До чего притягательна сила кино, можно судить по одному штриху. Моему отцу как священнику нельзя было по церковному уставу посещать театры и кино. Но на его грех, в какой-то предвоенный год в слякотную осень то ли на ярмарку, то ли во время сельскохозяйственной выставки в Каменку был завезен коротенький фильм с пустеньким содержанием, демонстрирующий движение извозчиков и народа. Показывался он в волостном правлении на растянутой простыне. Мой рассказ об этом разбудил такое неуемное любопытство отца, что он попросил меня втолкнуть его в темную комнату перед самым началом, что я и сделал. Он стоял у задней стены на галерке, затаив дыхание, завороженный этим дьявольским искушением. К счастью, «грех» о. Василия никем не был замечен и прошел без каких-либо доносов со стороны богобоязненных прихожан.

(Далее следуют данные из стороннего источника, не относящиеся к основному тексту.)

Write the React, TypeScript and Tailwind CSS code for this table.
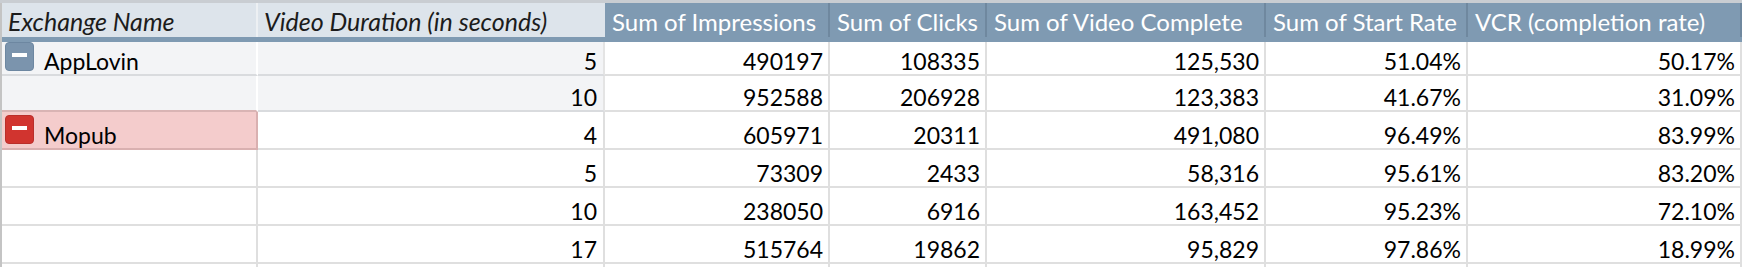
import React from "react";

type Row = {
  name?: string;
  tone?: "slate" | "red";
  dur: string;
  imp: string;
  clicks: string;
  complete: string;
  start: string;
  vcr: string;
};

const rows: Row[] = [
  { name: "AppLovin", tone: "slate", dur: "5", imp: "490197", clicks: "108335", complete: "125,530", start: "51.04%", vcr: "50.17%" },
  { dur: "10", imp: "952588", clicks: "206928", complete: "123,383", start: "41.67%", vcr: "31.09%" },
  { name: "Mopub", tone: "red", dur: "4", imp: "605971", clicks: "20311", complete: "491,080", start: "96.49%", vcr: "83.99%" },
  { dur: "5", imp: "73309", clicks: "2433", complete: "58,316", start: "95.61%", vcr: "83.20%" },
  { dur: "10", imp: "238050", clicks: "6916", complete: "163,452", start: "95.23%", vcr: "72.10%" },
  { dur: "17", imp: "515764", clicks: "19862", complete: "95,829", start: "97.86%", vcr: "18.99%" },
];

// row heights incl. the 2px bottom rule
const heights = ["h-[34px]", "h-[36px]", "h-[38px]", "h-[38px]", "h-[38px]", "h-[38px]"];

const numCols = [
  { key: "imp", w: "w-[225px]", label: "Sum of Impressions" },
  { key: "clicks", w: "w-[157px]", label: "Sum of Clicks" },
  { key: "complete", w: "w-[279px]", label: "Sum of Video Complete" },
  { key: "start", w: "w-[202px]", label: "Sum of Start Rate" },
  { key: "vcr", w: "w-[274px]", label: "VCR (completion rate)" },
] as const;

function Toggle({ tone }: { tone: "slate" | "red" }) {
  return (
    <span
      className={
        tone === "slate"
          ? "flex h-[29px] w-[29px] shrink-0 justify-center rounded-[4px] border border-[#6d87a1] bg-[#7b94ad]"
          : "flex h-[29px] w-[29px] shrink-0 justify-center rounded-[4px] border border-[#b92e2a] bg-[#d1342f]"
      }
    >
      <span className="mt-[10px] h-[4px] w-[15px] bg-white" />
    </span>
  );
}

function NameCell({ row, i }: { row: Row; i: number }) {
  let cls = "border-[#dfdfdf] border-r-[#dfdfdf] bg-white";
  if (i === 0) cls = "bg-[#f3f4f6] border-b-[#d9dbde] border-r-white";
  if (i === 1) cls = "bg-[#f3f4f6] border-b-[#d9b4b4] border-r-white";
  if (i === 2) cls = "bg-[#f4cccc] border-b-[#d9b0b0] border-r-[#d9b0b0]";
  return (
    <div className={`flex w-[256px] border-r-2 border-b-2 pl-[3px] ${heights[i]} ${cls}`}>
      {row.tone && (
        <div className={i === 0 ? "mt-0" : "mt-[3px]"}>
          <Toggle tone={row.tone} />
        </div>
      )}
      {row.name && (
        <span className="ml-[10px] self-end pb-[1px] text-[23px] leading-none text-black">
          {row.name}
        </span>
      )}
    </div>
  );
}

export default function App() {
  return (
    <div className="h-[267px] w-[1747px] overflow-hidden bg-white font-['Lato'] text-black">
      <div className="h-[3px] w-[1742px] bg-[#c9cdd2]" />
      <div className="w-[1744px] border-l-2 border-[#c4c4c4]">
        {/* header */}
        <div className="flex h-[34px]">
          <div className="flex w-[256px] items-end border-r-2 border-[#edf0f3] bg-[#dde4eb] pb-[3px] pl-[6px] text-[25px] italic leading-none text-[#1c1c1c]">
            Exchange Name
          </div>
          <div className="flex w-[347px] items-end bg-[#dde4eb] pb-[3px] pl-[6px] text-[25px] italic leading-none text-[#1c1c1c]">
            Video Duration (in seconds)
          </div>
          {numCols.map((c) => (
            <div
              key={c.key}
              className={`flex ${c.w} items-end whitespace-nowrap border-r-2 border-[#6f889f] bg-[#7f9ab2] pb-[3px] pl-[7px] text-[24px] leading-none text-white`}
            >
              {c.label}
            </div>
          ))}
        </div>
        <div className="h-[5px] w-[1740px] bg-[#7f9ab2]" />

        {/* body */}
        {rows.map((row, i) => (
          <div key={i} className="flex">
            <NameCell row={row} i={i} />
            <div
              className={`flex w-[347px] items-end justify-end border-r-2 border-b-2 pb-[1px] pr-[6px] text-[23px] leading-none ${heights[i]} ${
                i < 2 ? "border-[#e4e4e4] border-b-[#d9dbde] bg-[#f3f4f6]" : "border-[#dfdfdf] bg-white"
              }`}
            >
              {row.dur}
            </div>
            {numCols.map((c) => (
              <div
                key={c.key}
                className={`flex ${c.w} items-end justify-end border-r-2 border-b-2 border-[#dfdfdf] pb-[1px] pr-[5px] text-[23px] leading-none ${heights[i]}`}
              >
                {row[c.key]}
              </div>
            ))}
          </div>
        ))}

        {/* top of the next row, cut off */}
        <div className="flex h-[3px]">
          <div className="w-[256px] border-r-2 border-[#dfdfdf]" />
          <div className="w-[347px] border-r-2 border-[#dfdfdf]" />
          {numCols.map((c) => (
            <div key={c.key} className={`${c.w} border-r-2 border-[#dfdfdf]`} />
          ))}
        </div>
      </div>
    </div>
  );
}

За четыре года пребывания в училище я подрос и повзрослел, но резвость характера всегда мешала мне превратиться в успевающего школяра. В III и IV классах редкая четверть обходилась без четверки за поведение, То надзиратель Чернозатонский поймает тебя в кино или в театре, то «Митя» вытащит на уроке у зачитавшегося ученика Нат-Пинкертона из парты и т. п. Уроки готовились несистематично. Удаленная от зоркого глаза надзирателя квартира М. В. Богданович располагала к слишком вольному житью. Я много времени тратил на подготовку ее заданий по роялю и в этом деле более или менее преуспевал, осваивая с помощью бесконечных традиционных гамм и упражнений технические трудности игры. Вспоминаю, что на каком-то праздничном концерте самодеятельности училища я сыграл неплохо в прекрасном зале нового большого корпуса два вальса Шопена (опус 69 № 2 и опус 64 № 2) в присутствии самой М. В. Богданович. С тех пор я превратился в присяжного аккомпаниатора всех певцов семинарии. Отметки же по основным предметам шли на уровне троек и четверок. Изредка строгий Андреев украшал табель пятеркой за сочинения, да по пению добрый Кикут выводил за тонкий слух и плоховатое контральто традиционную пятерку. Я пел в церковном хоре.